You may remember our visit to Mensho Tokyo a few months ago. It’s arguably the best ramen in San Francisco, and the lines to get in aren’t getting any shorter! We loved it so much, we had to go back. The chef and owner, Tomoharu Shono, was kind enough to invite us back when he was in town from Tokyo. We joined him in the kitchen to learn a little more about what makes his ramen so special.
As we learned, authentic ramen as five elements: soup, noodles, oil, tare, and toppings. Business partner Abram Plaut, an American now living in Tokyo, explained that while ramen looks simple, it is a gourmet food that takes years to master. It is very complex, and all five elements have to work together in harmony.
Mensho Tokyo’s ramen starts with fresh, handmade noodles. While there is space in the lower level of the restaurant to prepare noodles, the City of San Francisco would not issue a permit to use it, so the noodles are currently prepared at an offsite location according to Chef Shono’s instruction. Hopefully this (and some of the long lines) will be remedied soon, as the Mensho Tokyo team plans to open another location that can also supply noodles to both restaurants.
We watched as Chef Shono artfully prepared our favorite ramen on the menu (the vegan ramen) from start to finish. Just a few of the many ingredients that go into this masterpiece of a soup are his signature noodles, a delicious vegetable, kombu, schezwan pepper, and mushroom broth, edamame, smoked nuts, microgreens, and mushrooms (including porcini).
We also learned a few tips on ramen etiquette.
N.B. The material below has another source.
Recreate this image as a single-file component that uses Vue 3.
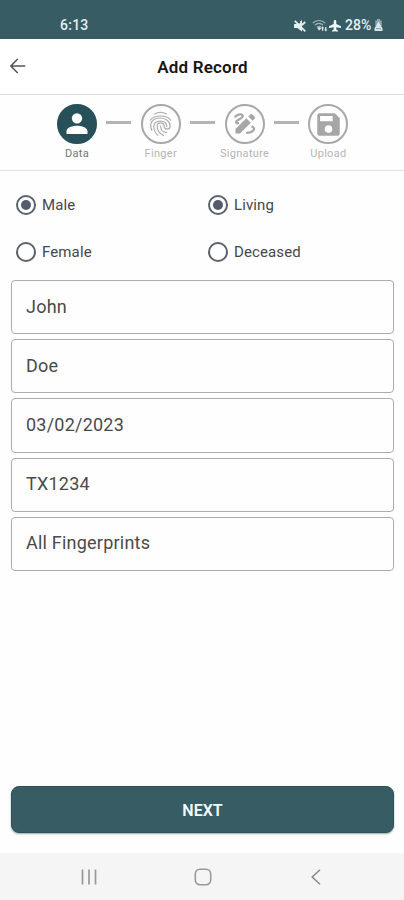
<script setup>
import { ref } from 'vue'

const steps = ['Data', 'Finger', 'Signature', 'Upload']
const gender = ref('Male')
const status = ref('Living')
const fields = ['John', 'Doe', '03/02/2023', 'TX1234', 'All Fingerprints']
</script>

<template>
  <div class="screen">
    <div class="statusbar">
      <span class="clock">6:13</span>
      <div class="indicators">
        <svg class="mute" viewBox="0 0 12 12"><path d="M0 4h3.2L8 0v11.5L3.4 8H0z" fill="#e6eef0" /><path d="M2.6 0 5.8 3.2" stroke="#385c64" stroke-width="2" /><path d="M.8.8 11.3 11.3M8 5l3.2-3" stroke="#e6eef0" stroke-width="1.8" fill="none" /></svg>
        <svg class="wifi" viewBox="0 0 16 13"><g fill="none" stroke="#a3b6ba" stroke-width="1.1"><path d="M.7 4.2C4 .6 10 .6 13.3 4.2" /><path d="M2.8 6.2c2.3-2.4 6-2.4 8.3 0" /><path d="M4.8 8.2c1.3-1.2 3-1.2 4.3 0" /></g><path d="m5 8.8 2.2-.8 2.3 1-2.3 2.6zM10.5 7.2l1.8 2h-1v2.6h-1.4V9.2h-.9zm3.3 5.3-1.6-2h.9V8h1.3v2.5h1z" fill="#d9e4e6" /></svg>
        <svg class="plane" viewBox="0 0 12 12"><path d="M6 0c.9 0 1.3.7 1.3 1.5v2.5L12 6.2V8L7.3 7.2v2.2l1.5 1.2v1.2L6 11.3l-2.8.5v-1.2l1.5-1.2V7.2L0 8V6.2L4.7 4V1.5C4.7.7 5.1 0 6 0z" fill="#f1f7f8" /></svg>
        <span class="percent">28%</span>
        <svg class="battery" viewBox="0 0 9 13"><path d="M3 0h3v1.5h1.7V7H1.3V1.5H3z" fill="#91a7ac" /><path d="M4.5 2.5 7 7l1.5 2v3H.5V9L2 7z" fill="#dbe6e8" /><path d="M2 9.7h5" stroke="#829ca1" /></svg>
      </div>
    </div>

    <header class="header">
      <svg class="back" viewBox="0 0 16 16" fill="none" stroke="#555" stroke-width="1.5"><path d="M15.3 8H1M7.7 1 .9 8l6.8 7" /></svg>
      <h1>Add Record</h1>
    </header>

    <nav class="stepper">
      <template v-for="(step, i) in steps" :key="step">
        <span v-if="i" class="connector"></span>
        <div class="step" :class="{ active: i === 0 }">
          <span class="bubble">
            <svg v-if="i === 0" viewBox="0 0 24 24"><path fill="currentColor" d="M12 11.6a4.8 4.8 0 1 0 0-9.6 4.8 4.8 0 0 0 0 9.6zM2.3 21.2v-2.5c0-3.4 6.1-5 9.7-5s9.7 1.6 9.7 5v2.5z" /></svg>
            <svg v-else-if="i === 1" class="print" viewBox="0 0 24 24"><g fill="none" stroke="currentColor" stroke-width="1.05" stroke-linecap="round"><path d="M6.6 2.6c3.3-1.6 7.5-1.6 10.8 0" /><path d="M2.9 8.2c3.6-5 14.6-5 18.2 0" /><path d="M4.2 17.2C1.3 9.4 6 6.2 12 6.2c5.2 0 8.6 3.4 8.6 7.4 0 3.3-5.4 3.5-5.4-.2 0-3.7-6.2-3.7-6.2 0 0 4.2 2.2 6.8 5.6 8.3" /><path d="M9.6 21.6c-4.6-4.5-5.6-12.4 2.4-12.7 3.1 0 5.7 2.1 5.7 4.8" /><path d="M12.1 13.4c0 3.8 2 5.9 5.5 5.5" /></g></svg>
            <svg v-else-if="i === 2" viewBox="0 0 24 24"><path fill="currentColor" d="M13.2 6.6 17.4 10.8 7.4 20.8H3.2v-4.2zM15 5l1.8-1.8c.6-.6 1.4-.6 2 0l2 2c.6.6.6 1.4 0 2L19.1 9z" /><path fill="none" stroke="currentColor" stroke-width="2.1" stroke-linecap="round" d="M3.1 5.2C5.8 2.8 9.4 2.4 9.9 4.5c.6 2.4-6.9 3.8-6.1 6 .2.7 1 .9 1.8.8M18.8 14.5c3.6 1.9.4 5.3-4.9 5.6" /></svg>
            <svg v-else class="save" viewBox="0 0 24 24"><path fill="currentColor" d="M17.6 2H4c-1.1 0-2 .9-2 2v16c0 1.1.9 2 2 2h16c1.1 0 2-.9 2-2V6.4zM12 19.5a3.4 3.4 0 1 1 0-6.8 3.4 3.4 0 0 1 0 6.8zm3.7-10.5H4.5V4.5h11.2z" /></svg>
          </span>
          <span class="caption">{{ step }}</span>
        </div>
      </template>
    </nav>

    <main class="form">
      <div class="radios">
        <label v-for="g in ['Male', 'Female']" :key="g" class="radio" @click="gender = g">
          <span class="dot" :class="{ on: gender === g }"></span><span>{{ g }}</span>
        </label>
        <label v-for="s in ['Living', 'Deceased']" :key="s" class="radio" @click="status = s">
          <span class="dot" :class="{ on: status === s }"></span><span>{{ s }}</span>
        </label>
      </div>
      <div class="fields">
        <div v-for="f in fields" :key="f" class="field">{{ f }}</div>
      </div>
      <button class="next" type="button">NEXT</button>
    </main>

    <footer class="navbar">
      <svg viewBox="0 0 18 18"><path d="M2.5 1.5v15M9 1.5v15M15.5 1.5v15" stroke="#999" stroke-width="1.7" /></svg>
      <svg viewBox="0 0 18 18"><rect x="1.3" y="1.3" width="15.4" height="15.4" rx="4.6" fill="none" stroke="#999" stroke-width="1.6" /></svg>
      <svg viewBox="0 0 18 18"><path d="M13 1.8 5.2 9l7.8 7.2" fill="none" stroke="#888" stroke-width="1.5" /></svg>
    </footer>
  </div>
</template>

<style>
body {
  margin: 0;
  background: #fff;
}
</style>

<style scoped>
.screen {
  display: flex;
  flex-direction: column;
  width: 404px;
  height: 900px;
  overflow: hidden;
  background: #fefefe;
  font-family: Roboto, "Liberation Sans", sans-serif;
  box-sizing: border-box;
}
.screen * { box-sizing: border-box; }
.screen svg { display: block; }
.statusbar {
  display: flex;
  flex: 0 0 38.5px;
  justify-content: space-between;
  padding: 17px 21px 0 60px;
  background: #385c64;
  color: #e6eef0;
  line-height: 17px;
}
.clock { font-size: 14px; font-weight: 500; letter-spacing: .25px; }
.indicators { display: flex; align-items: center; height: 17px; }
.mute { width: 12px; height: 12px; margin-right: 6px; }
.wifi { width: 16px; height: 13px; margin-right: 1px; }
.plane { width: 12px; height: 12px; margin-right: 4px; }
.percent { width: 29px; font-size: 14px; font-weight: 500; letter-spacing: .1px; white-space: nowrap; }
.battery { width: 9px; height: 13px; }
.header {
  display: grid;
  grid-template-columns: 40px 1fr 40px;
  align-items: center;
  flex: 0 0 56.5px;
  border-bottom: 1px solid #dedede;
  background: #fff;
}
.back { width: 16px; height: 16px; margin-left: 10px; margin-top: -1px; }
h1 {
  margin: 0;
  padding: 1px 0 0 1px;
  font-size: 17px;
  font-weight: 600;
  letter-spacing: .2px;
  line-height: 20px;
  text-align: center;
  color: #161616;
}
.stepper {
  display: flex;
  flex: 0 0 75.5px;
  padding: 9px 0 0 57px;
  border-bottom: 1px solid #dedede;
}
.step {
  display: flex;
  flex-direction: column;
  align-items: center;
  width: 40px;
  color: #a6a6a6;
}
.bubble {
  display: grid;
  place-items: center;
  width: 40px;
  height: 40px;
  border: 2px solid #a8a8a8;
  border-radius: 50%;
}
.bubble svg { width: 26px; height: 26px; }
.bubble .print { width: 27px; height: 27px; color: #adadad; }
.bubble .save { width: 27px; height: 27px; }
.active .bubble { border-color: #285059; background: #285059; color: #fff; }
.caption { margin-top: 3px; font-size: 11px; line-height: 14px; letter-spacing: .3px; white-space: nowrap; color: #b5b5b5; }
.active .caption { color: #6c7778; }
.connector { width: 25px; height: 2.5px; margin: 17px 9.4px 0; background: #b4b4b4; }
.form { display: flex; flex: 1; flex-direction: column; padding: 23.5px 10px 20px 11px; }
.radios {
  display: grid;
  grid-template-columns: 192px 1fr;
  grid-template-rows: 20px 20px;
  grid-auto-flow: column;
  row-gap: 27px;
  padding: 1px 0 0 5px;
}
.radio { display: flex; align-items: center; gap: 6px; font-size: 15px; letter-spacing: .12px; color: #484848; }
.dot { display: grid; place-items: center; width: 20px; height: 20px; border: 2px solid #5c626b; border-radius: 50%; }
.dot.on::after { content: ""; width: 10px; height: 10px; border-radius: 50%; background: #555b6b; }
.fields { display: flex; flex-direction: column; gap: 5px; margin-top: 18px; }
.field {
  display: flex;
  align-items: center;
  height: 54.2px;
  padding: 0 14px 2px;
  border: 1px solid #acacac;
  border-radius: 4px;
  color: #4a4a4a;
  font-size: 18px;
  letter-spacing: .22px;
}
.next {
  height: 47px;
  margin-top: auto;
  padding: 2px 0 0;
  border: 1px solid #2b525b;
  border-radius: 8px;
  background: #385c64;
  box-shadow: 0 1px 2px rgba(20, 40, 45, .4);
  color: #f4fafb;
  font: 600 16px Roboto, "Liberation Sans", sans-serif;
}
.navbar {
  display: flex;
  flex: 0 0 47px;
  align-items: center;
  justify-content: space-between;
  padding: 0 79px 0 80px;
  background: #f5f5f5;
}
.navbar svg { width: 18px; height: 18px; }
</style>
In Japan, it is not improper to make noise when you eat. Slurping the ramen helps get some air into it and intensifies the flavor (similar to when you taste wine). There’s really no wrong way to eat your ramen, but you should enjoy your experience. It is, however, rude to dump sauce and spices onto the ramen without first tasting it. It’s also expected that you will sip the remaining broth from the bowl at the end. There is no takeout because ramen needs to be eaten immediately, otherwise the noodles get soft and the fat separates.
Finally, a few fun facts about ramen in Japan we learned from Plaut: There are over 10,000 ramen shops in the Tokyo metropolitan area and 3,500 in the city of Toyko alone. 300-400 new ramen shops open and close every year, so it’s entirely possible that one could eat ramen every single day of the year and never eat at the same restaurant twice.